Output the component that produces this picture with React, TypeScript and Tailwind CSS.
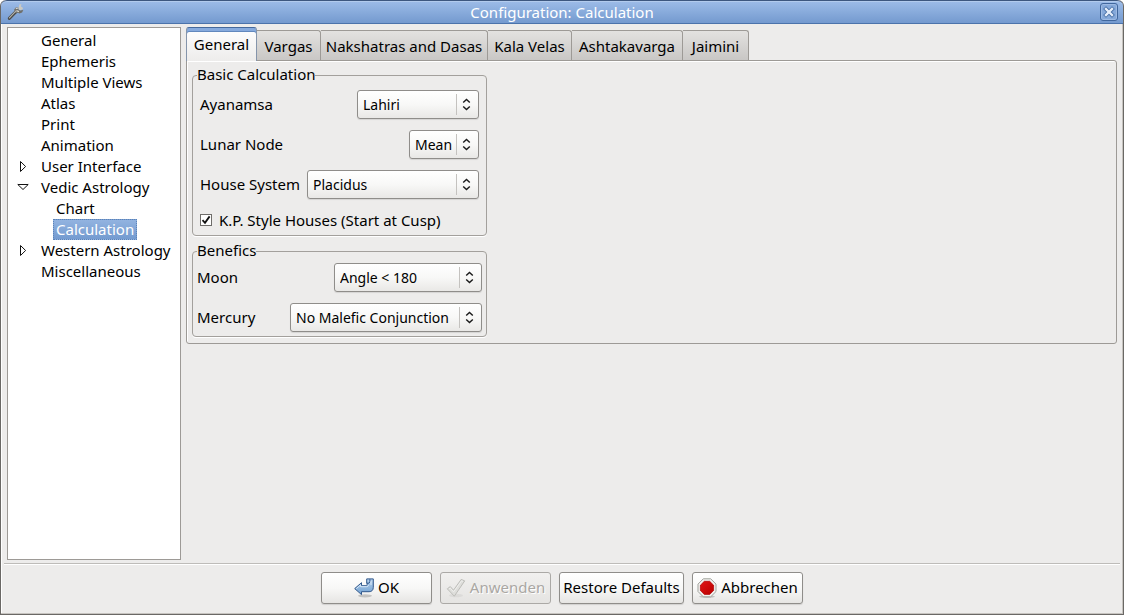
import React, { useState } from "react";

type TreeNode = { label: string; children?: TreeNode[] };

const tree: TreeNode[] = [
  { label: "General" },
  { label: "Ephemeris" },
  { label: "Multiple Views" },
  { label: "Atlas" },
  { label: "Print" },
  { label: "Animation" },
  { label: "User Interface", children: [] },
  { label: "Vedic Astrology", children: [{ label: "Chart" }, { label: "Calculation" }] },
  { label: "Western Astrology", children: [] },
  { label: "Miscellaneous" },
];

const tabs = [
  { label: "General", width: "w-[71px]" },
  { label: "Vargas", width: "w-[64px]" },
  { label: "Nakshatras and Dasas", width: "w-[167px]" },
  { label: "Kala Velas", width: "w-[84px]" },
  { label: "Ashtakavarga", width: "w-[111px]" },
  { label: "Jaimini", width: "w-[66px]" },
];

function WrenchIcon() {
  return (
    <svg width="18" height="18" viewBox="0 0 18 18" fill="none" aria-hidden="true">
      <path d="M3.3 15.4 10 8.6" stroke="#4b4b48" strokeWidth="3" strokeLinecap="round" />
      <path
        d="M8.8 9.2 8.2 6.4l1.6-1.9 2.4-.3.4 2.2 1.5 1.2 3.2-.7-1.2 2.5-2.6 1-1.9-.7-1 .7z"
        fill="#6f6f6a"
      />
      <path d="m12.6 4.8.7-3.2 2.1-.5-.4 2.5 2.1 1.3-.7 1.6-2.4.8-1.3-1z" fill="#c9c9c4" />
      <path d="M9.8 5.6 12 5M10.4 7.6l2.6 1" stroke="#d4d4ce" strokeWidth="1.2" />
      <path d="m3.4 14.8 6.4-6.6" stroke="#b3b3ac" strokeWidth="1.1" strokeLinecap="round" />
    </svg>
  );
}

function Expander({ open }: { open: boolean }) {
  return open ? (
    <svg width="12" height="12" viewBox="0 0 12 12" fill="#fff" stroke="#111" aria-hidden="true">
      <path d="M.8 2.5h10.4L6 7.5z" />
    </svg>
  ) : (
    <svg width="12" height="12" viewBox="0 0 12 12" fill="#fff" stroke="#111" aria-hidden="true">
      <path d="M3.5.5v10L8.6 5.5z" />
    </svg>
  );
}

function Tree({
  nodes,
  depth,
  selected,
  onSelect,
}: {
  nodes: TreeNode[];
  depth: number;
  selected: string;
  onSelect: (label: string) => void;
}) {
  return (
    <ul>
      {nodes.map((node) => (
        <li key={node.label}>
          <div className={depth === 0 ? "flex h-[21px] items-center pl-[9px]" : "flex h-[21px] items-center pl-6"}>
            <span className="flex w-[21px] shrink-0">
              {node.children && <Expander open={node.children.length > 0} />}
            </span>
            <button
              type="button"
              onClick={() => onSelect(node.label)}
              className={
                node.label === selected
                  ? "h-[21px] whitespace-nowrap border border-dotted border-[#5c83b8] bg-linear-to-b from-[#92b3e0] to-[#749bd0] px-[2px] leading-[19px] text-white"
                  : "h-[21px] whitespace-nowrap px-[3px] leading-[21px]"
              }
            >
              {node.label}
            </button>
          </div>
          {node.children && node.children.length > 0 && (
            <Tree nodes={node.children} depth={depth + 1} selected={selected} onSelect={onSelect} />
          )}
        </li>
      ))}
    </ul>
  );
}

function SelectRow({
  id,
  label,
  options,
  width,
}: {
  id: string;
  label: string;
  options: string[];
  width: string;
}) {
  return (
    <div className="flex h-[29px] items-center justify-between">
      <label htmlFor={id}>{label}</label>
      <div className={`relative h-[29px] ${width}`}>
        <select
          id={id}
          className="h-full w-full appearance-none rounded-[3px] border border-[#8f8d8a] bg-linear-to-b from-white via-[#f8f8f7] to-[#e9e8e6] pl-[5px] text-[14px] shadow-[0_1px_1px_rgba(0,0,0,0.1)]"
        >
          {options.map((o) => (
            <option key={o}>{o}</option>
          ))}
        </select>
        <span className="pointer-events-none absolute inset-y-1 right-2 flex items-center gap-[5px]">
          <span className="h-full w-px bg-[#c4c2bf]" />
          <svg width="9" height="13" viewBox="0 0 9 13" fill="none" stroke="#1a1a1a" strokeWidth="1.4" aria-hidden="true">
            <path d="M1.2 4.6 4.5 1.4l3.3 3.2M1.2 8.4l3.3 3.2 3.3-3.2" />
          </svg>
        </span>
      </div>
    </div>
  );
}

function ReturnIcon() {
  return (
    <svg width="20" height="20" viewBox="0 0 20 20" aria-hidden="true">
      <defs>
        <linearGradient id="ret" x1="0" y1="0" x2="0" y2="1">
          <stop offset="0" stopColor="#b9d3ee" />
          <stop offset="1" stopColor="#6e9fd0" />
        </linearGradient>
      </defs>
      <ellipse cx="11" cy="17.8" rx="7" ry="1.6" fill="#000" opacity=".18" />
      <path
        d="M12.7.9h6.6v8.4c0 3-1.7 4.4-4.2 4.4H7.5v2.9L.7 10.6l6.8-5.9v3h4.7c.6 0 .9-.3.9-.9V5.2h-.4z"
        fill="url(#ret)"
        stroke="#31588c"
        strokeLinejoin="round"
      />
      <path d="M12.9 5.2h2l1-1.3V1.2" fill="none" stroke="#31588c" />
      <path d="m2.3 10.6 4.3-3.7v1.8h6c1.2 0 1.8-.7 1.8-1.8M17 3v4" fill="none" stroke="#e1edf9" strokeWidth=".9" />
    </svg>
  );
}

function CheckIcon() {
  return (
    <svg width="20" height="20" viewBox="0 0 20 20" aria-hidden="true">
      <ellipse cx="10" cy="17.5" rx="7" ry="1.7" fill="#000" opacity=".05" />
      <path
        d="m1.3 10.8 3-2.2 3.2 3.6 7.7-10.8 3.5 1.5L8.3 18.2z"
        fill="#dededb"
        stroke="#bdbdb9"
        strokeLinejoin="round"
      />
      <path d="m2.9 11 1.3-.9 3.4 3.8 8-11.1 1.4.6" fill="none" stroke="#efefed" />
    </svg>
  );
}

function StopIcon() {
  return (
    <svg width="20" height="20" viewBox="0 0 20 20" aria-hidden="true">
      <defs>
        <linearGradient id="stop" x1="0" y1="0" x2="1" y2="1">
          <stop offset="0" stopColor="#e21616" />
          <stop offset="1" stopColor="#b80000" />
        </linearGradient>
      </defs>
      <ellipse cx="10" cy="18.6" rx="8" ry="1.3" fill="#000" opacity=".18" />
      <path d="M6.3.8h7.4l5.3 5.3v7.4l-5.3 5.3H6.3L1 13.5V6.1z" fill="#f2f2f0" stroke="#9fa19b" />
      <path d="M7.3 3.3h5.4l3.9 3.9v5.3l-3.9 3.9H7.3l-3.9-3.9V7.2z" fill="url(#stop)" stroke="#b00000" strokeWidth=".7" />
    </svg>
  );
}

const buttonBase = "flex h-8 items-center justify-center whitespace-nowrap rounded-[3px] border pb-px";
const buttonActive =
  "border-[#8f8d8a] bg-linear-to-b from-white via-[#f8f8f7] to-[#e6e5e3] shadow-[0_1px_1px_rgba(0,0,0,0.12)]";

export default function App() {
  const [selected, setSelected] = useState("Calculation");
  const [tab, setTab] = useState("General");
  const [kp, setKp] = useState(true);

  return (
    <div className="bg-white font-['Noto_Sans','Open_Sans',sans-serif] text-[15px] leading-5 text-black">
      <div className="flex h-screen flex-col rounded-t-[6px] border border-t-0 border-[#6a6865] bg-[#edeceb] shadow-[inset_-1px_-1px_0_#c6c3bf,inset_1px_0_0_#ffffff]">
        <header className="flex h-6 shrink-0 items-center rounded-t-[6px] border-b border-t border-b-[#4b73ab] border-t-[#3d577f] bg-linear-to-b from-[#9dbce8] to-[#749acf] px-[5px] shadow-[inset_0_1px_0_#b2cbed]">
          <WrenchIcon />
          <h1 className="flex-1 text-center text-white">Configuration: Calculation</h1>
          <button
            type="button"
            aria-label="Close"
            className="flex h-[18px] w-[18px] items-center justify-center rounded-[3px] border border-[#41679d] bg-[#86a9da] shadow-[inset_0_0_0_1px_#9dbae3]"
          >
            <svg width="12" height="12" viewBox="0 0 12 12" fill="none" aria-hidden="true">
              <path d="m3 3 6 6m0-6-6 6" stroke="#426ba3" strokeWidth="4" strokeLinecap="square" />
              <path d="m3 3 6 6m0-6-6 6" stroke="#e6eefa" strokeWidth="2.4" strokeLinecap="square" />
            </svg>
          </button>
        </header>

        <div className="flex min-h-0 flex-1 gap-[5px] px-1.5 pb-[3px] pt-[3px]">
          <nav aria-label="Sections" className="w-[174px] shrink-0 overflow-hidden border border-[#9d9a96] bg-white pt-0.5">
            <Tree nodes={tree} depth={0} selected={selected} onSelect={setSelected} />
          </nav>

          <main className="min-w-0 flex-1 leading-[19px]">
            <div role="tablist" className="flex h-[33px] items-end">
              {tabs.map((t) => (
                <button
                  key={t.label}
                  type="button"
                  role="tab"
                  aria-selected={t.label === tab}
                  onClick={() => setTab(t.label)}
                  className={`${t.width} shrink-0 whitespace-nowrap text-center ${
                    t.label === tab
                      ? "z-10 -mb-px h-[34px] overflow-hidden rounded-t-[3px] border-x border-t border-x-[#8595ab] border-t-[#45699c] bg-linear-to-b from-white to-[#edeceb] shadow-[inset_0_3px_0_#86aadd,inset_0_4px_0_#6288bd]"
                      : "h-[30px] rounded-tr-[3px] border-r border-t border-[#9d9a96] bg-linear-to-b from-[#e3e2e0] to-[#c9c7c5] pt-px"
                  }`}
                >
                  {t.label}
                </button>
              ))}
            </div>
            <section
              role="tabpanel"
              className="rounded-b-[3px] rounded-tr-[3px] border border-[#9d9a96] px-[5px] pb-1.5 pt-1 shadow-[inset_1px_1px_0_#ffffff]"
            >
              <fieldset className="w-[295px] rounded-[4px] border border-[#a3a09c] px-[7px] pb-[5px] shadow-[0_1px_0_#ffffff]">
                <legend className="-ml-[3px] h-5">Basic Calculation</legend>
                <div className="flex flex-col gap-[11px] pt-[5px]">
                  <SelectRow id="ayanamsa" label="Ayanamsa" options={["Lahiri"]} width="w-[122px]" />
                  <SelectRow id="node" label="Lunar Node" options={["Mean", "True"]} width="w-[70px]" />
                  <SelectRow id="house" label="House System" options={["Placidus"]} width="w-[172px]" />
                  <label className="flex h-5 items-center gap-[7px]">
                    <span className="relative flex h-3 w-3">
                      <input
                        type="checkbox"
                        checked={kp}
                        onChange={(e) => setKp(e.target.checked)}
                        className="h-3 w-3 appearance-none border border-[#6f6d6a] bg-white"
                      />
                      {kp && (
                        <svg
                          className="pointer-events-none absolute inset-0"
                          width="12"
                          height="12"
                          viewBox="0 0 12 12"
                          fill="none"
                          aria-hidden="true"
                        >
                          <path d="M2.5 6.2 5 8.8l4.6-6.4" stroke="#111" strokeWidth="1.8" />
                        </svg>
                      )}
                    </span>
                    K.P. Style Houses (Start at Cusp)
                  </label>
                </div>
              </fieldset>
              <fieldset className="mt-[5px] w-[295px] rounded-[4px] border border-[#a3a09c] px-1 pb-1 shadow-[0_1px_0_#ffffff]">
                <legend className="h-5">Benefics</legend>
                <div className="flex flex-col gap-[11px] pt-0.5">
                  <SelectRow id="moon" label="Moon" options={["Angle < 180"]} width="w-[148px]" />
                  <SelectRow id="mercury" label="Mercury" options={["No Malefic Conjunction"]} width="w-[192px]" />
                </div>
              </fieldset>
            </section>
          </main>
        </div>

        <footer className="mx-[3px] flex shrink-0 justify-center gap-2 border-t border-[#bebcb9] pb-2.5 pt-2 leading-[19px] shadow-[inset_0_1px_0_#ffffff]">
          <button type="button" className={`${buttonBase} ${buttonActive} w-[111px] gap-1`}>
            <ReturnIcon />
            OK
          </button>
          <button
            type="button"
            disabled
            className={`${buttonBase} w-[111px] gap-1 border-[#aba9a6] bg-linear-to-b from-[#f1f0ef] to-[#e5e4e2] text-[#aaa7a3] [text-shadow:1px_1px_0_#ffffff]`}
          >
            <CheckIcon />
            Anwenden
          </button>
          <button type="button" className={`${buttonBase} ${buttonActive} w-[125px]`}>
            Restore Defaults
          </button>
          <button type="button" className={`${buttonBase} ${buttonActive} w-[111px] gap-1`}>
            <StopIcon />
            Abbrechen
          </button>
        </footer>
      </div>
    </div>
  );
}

=-=-=

◆ **Instructions to follow**
Pictures are excluded; extract exactly the lines from the start of the data through the line that holds "string; children?: TreeNode[]", both ends included.

◆ **Correct output**
Output the component that produces this picture with React, TypeScript and Tailwind CSS.
import React, { useState } from "react";

type TreeNode = { label: string; children?: TreeNode[] };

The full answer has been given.